2 東山絋久『プロカウンセラーの聞く技術』
137~138頁 正しいことを言うのは評論家か傍観者になるのです。
 正しいことばかりを言う人はどこか信用できないのはこのためです。なぜなら正しいことを言いつづけようとすると、自分は何もできないからです。自ら何かをしますと、先に(略)述べましたように、正しいことをしても失敗するのです。失敗するとそれは間違っていたと非難されるからです。何もしないことが失敗を避ける最良の手段です。だから、評論家の域を脱せないのです。

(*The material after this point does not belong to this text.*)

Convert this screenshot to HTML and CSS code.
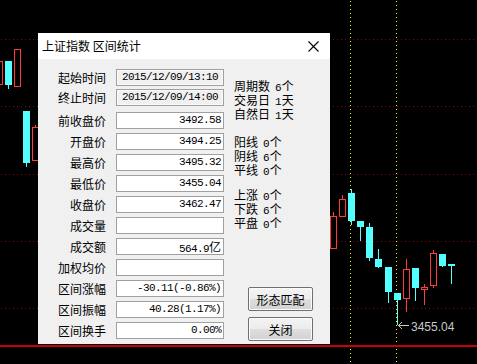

 ……そして、うまく表現できないのですが、このように不幸を引き受けて生きる、特に、ほか人の幸福を実現するために、不幸を引き受けて生きることこそに、私たちの人生の幸福があるのです。

 これを生真面目に語ると、こんな感じ。

 松本史朗『仏教への道』
149頁 われわれがこの苦の世界に生まれ生きているのは、愛するためであり、働くためであって、苦から逃れるためではない。われわれにとっては、日々の愛や悲しみや労働の生活以外に、釈尊の悟ったさとりを現成せしめる道はないのである。
258~259頁 われわれはその苦しみが大きければ大きいほど、そのあとで得る実りもまた大きいのである。それゆえに、かつてこの地上でどれほどの悪がなされようとも、われわれはなお、世界を愛することができるし、また愛さなければならないのである。(略)
 人生が辛い、苦しいと思っている人は多いであろう。また生きることに興味を失っている人も多いであろう。しかし人が生きる歓びを知らないのは、自分というものにとらわれ、それを捨てきっていないからである。
 
 癒やし系で語るとこんな感じでしょうか。

 ティク・ナット・ハン(棚橋一晃訳)『仏の教え ビーイング・ピース』
8頁 人生は苦しみに満ちています。しかし、人生にはまた、青い空、太陽の光、赤ん坊の目といった、素晴らしいことがいっぱいあります。苦しむだけでは十分ではありません。
(略)
 青い空の美しさを楽しむために、特別の努力をする必要があるでしょうか。楽しむ練習を」する必要があるでしょうか。いいえ。ただそれを楽しむだけです。